--- Supplied information ---
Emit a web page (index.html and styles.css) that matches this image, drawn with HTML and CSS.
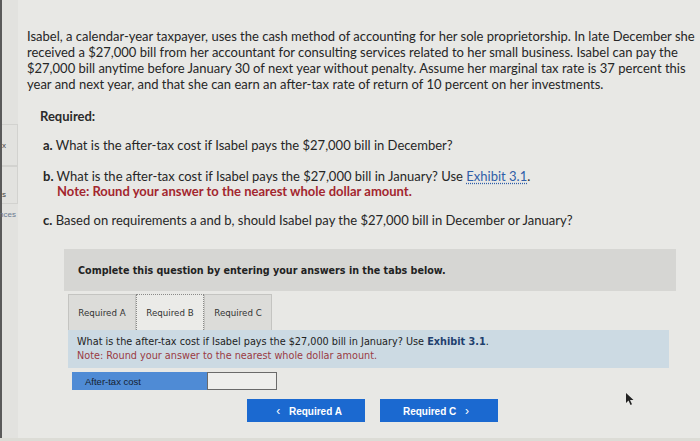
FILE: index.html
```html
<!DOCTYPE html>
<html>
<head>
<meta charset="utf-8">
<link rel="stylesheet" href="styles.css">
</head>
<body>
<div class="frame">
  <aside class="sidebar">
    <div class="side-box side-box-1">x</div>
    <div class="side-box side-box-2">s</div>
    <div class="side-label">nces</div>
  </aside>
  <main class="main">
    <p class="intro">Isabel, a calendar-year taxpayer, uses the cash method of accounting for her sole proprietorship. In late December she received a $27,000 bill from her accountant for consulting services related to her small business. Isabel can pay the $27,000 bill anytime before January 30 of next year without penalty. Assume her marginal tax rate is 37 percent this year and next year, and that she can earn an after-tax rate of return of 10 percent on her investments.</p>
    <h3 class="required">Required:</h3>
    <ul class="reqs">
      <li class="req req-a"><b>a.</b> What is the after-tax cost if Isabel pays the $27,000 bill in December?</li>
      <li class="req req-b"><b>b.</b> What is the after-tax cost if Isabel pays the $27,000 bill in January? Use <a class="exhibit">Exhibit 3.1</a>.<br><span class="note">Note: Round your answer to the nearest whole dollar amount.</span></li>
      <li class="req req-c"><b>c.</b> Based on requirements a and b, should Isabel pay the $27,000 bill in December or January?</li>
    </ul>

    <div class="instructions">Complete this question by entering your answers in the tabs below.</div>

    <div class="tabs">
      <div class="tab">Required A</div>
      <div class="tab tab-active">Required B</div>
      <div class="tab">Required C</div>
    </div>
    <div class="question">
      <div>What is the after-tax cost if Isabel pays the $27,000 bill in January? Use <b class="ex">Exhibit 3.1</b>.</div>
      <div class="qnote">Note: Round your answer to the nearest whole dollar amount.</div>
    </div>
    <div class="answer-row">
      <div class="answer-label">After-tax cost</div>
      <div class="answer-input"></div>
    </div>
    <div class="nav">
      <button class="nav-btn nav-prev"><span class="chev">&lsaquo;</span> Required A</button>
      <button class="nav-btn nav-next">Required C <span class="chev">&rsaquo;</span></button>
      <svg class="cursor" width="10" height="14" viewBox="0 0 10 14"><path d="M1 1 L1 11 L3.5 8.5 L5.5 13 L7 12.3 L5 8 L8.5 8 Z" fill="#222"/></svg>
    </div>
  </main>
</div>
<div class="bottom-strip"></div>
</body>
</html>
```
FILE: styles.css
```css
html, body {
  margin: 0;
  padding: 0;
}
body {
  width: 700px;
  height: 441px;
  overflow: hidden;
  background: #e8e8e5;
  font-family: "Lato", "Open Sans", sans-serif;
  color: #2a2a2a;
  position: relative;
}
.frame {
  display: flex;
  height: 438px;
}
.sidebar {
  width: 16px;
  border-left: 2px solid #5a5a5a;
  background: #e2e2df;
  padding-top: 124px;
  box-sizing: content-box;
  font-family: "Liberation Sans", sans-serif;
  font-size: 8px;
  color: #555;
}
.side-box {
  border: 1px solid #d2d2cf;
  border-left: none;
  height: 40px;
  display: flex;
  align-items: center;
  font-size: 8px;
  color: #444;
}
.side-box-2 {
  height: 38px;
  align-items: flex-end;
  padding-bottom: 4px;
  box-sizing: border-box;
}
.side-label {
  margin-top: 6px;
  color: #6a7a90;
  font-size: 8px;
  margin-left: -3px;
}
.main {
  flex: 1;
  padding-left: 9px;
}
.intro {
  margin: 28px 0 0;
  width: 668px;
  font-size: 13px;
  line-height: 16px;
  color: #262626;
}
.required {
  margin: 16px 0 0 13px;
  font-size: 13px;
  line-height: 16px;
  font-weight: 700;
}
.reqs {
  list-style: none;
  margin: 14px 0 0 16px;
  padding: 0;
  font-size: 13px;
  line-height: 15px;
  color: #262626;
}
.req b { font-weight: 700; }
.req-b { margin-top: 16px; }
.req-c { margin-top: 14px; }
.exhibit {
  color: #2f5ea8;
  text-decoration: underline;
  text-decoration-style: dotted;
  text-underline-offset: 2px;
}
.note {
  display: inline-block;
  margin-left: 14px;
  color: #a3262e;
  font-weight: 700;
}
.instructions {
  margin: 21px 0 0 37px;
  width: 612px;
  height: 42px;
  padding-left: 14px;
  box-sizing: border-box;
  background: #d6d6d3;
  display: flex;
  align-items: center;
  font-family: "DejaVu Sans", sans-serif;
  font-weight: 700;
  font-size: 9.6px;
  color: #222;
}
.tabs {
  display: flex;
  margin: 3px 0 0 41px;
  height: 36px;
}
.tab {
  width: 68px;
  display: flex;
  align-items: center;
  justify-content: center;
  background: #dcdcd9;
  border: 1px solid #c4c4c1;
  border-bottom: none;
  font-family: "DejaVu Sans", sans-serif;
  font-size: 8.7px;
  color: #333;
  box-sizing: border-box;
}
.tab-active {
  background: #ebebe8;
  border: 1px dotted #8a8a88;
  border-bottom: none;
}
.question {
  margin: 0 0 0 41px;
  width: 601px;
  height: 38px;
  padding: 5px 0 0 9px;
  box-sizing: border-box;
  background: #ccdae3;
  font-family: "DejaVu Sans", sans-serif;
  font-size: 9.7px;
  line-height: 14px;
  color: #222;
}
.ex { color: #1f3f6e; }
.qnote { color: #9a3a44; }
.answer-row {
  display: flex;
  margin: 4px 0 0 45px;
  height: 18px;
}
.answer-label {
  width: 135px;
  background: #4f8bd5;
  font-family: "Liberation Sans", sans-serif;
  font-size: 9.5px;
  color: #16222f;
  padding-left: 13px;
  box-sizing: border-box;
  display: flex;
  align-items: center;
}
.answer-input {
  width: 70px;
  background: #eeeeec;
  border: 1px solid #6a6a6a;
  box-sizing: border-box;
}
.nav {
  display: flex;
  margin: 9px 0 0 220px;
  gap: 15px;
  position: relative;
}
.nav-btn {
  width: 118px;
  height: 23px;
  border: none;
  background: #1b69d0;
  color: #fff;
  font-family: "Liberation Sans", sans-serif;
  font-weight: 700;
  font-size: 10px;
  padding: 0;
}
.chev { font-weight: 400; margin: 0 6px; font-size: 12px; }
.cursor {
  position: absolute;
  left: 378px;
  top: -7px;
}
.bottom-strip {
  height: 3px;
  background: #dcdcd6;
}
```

--- What the exercise asks ---
Count the lines in which the string "index" appears, then report only that figure.

--- Complete output ---
2